## Supplied material
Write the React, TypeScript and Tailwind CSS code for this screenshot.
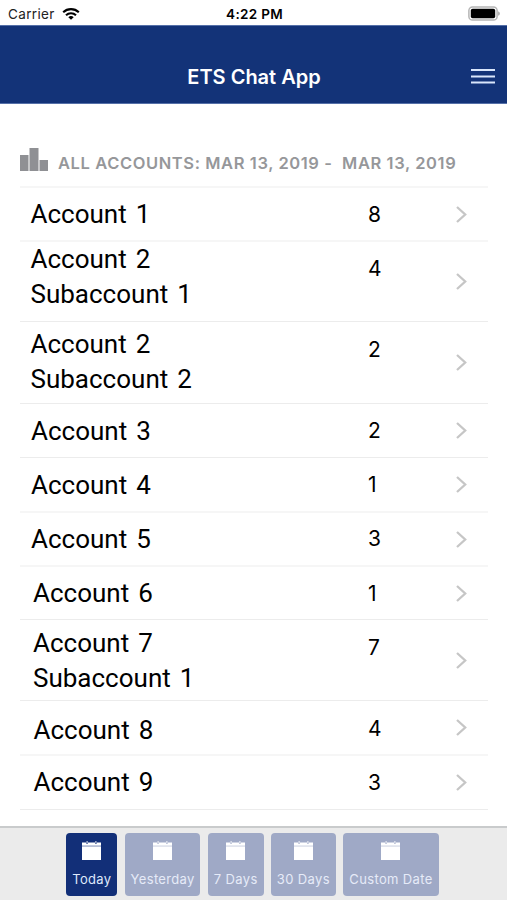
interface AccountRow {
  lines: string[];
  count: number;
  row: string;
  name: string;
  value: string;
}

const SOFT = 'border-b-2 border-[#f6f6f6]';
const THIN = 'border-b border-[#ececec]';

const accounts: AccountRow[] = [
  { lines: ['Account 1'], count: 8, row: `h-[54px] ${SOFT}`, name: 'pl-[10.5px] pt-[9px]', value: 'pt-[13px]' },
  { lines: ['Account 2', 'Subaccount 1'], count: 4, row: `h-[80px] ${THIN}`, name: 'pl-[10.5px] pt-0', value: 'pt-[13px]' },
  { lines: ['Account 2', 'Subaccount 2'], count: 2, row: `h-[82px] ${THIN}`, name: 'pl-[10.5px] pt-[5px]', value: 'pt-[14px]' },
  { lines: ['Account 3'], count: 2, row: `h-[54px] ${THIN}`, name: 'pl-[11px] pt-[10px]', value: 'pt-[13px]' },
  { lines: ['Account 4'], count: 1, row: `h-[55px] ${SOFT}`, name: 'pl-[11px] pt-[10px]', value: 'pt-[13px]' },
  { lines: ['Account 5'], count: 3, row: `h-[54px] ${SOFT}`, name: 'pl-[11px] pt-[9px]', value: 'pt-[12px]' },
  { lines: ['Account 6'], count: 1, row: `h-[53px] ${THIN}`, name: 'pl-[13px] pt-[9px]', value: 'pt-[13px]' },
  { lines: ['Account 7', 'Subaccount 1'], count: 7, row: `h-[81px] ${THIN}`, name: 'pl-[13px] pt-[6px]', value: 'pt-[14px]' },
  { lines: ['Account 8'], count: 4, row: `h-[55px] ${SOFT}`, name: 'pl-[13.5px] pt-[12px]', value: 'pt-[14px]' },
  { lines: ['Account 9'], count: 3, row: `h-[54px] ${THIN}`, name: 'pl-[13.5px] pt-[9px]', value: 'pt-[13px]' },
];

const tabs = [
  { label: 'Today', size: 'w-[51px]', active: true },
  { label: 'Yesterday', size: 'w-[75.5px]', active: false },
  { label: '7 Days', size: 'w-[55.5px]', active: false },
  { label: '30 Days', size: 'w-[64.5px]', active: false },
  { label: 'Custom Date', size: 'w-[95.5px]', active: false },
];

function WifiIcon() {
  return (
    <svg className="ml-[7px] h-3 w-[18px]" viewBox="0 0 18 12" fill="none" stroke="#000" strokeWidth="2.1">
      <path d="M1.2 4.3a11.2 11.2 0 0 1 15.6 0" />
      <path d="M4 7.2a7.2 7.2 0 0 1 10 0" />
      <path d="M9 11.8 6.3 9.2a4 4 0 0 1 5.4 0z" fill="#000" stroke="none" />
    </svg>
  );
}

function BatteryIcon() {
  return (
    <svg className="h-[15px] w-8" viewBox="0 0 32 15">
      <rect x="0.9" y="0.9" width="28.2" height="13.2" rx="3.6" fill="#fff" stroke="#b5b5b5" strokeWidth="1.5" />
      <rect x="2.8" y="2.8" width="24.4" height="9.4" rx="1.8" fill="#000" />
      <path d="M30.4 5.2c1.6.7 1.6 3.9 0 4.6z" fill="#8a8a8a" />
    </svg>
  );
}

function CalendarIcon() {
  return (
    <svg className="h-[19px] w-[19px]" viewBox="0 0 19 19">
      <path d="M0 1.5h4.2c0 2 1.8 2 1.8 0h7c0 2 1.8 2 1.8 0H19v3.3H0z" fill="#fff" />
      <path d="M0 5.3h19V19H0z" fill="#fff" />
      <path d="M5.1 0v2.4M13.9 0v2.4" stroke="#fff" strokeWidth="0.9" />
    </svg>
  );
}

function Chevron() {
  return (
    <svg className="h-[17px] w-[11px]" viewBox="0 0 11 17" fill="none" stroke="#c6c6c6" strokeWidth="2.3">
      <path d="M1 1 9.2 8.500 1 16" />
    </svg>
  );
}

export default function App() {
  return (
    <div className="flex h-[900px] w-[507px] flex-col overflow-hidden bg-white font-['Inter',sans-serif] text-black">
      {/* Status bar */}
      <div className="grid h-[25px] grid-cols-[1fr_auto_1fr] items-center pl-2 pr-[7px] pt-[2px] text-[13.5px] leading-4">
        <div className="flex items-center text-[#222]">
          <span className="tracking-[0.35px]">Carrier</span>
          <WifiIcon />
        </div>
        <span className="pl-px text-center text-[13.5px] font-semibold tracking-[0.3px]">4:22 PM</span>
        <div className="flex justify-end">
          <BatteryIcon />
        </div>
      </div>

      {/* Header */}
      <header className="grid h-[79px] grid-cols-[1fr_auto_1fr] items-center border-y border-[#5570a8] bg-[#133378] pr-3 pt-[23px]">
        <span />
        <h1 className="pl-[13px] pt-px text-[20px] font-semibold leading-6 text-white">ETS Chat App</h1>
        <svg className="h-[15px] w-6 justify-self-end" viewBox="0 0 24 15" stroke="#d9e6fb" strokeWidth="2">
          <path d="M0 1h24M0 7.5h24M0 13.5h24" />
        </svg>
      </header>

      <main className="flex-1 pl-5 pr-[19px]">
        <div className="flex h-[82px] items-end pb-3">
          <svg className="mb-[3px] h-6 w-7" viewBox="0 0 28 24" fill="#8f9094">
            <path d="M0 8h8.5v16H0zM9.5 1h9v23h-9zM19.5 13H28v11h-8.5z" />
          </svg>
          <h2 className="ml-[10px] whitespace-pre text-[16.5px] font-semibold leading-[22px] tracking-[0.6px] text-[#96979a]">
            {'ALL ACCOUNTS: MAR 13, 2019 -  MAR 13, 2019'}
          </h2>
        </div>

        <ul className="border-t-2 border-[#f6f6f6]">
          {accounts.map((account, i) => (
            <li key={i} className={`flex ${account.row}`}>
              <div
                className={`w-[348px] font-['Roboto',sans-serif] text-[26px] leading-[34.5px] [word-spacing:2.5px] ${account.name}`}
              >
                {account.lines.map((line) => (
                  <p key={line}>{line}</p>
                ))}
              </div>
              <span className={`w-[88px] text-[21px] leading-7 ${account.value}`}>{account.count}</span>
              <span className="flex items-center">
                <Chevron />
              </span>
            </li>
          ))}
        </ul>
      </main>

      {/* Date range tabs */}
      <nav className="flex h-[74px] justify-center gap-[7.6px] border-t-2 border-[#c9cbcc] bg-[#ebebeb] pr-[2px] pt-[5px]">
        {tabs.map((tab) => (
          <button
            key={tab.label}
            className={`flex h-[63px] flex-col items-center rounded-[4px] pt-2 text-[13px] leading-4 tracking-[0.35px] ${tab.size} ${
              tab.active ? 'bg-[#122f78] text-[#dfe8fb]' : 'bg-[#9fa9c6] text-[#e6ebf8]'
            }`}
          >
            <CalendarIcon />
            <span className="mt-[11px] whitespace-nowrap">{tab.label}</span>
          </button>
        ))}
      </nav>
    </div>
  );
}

## Aim
Repeat the listing above from its first line through the line that contains "const THIN = 'border-b border-[#ececec]';", both included, and nothing more. Drop the pictures.

## Answer
Write the React, TypeScript and Tailwind CSS code for this screenshot.
interface AccountRow {
  lines: string[];
  count: number;
  row: string;
  name: string;
  value: string;
}

const SOFT = 'border-b-2 border-[#f6f6f6]';
const THIN = 'border-b border-[#ececec]';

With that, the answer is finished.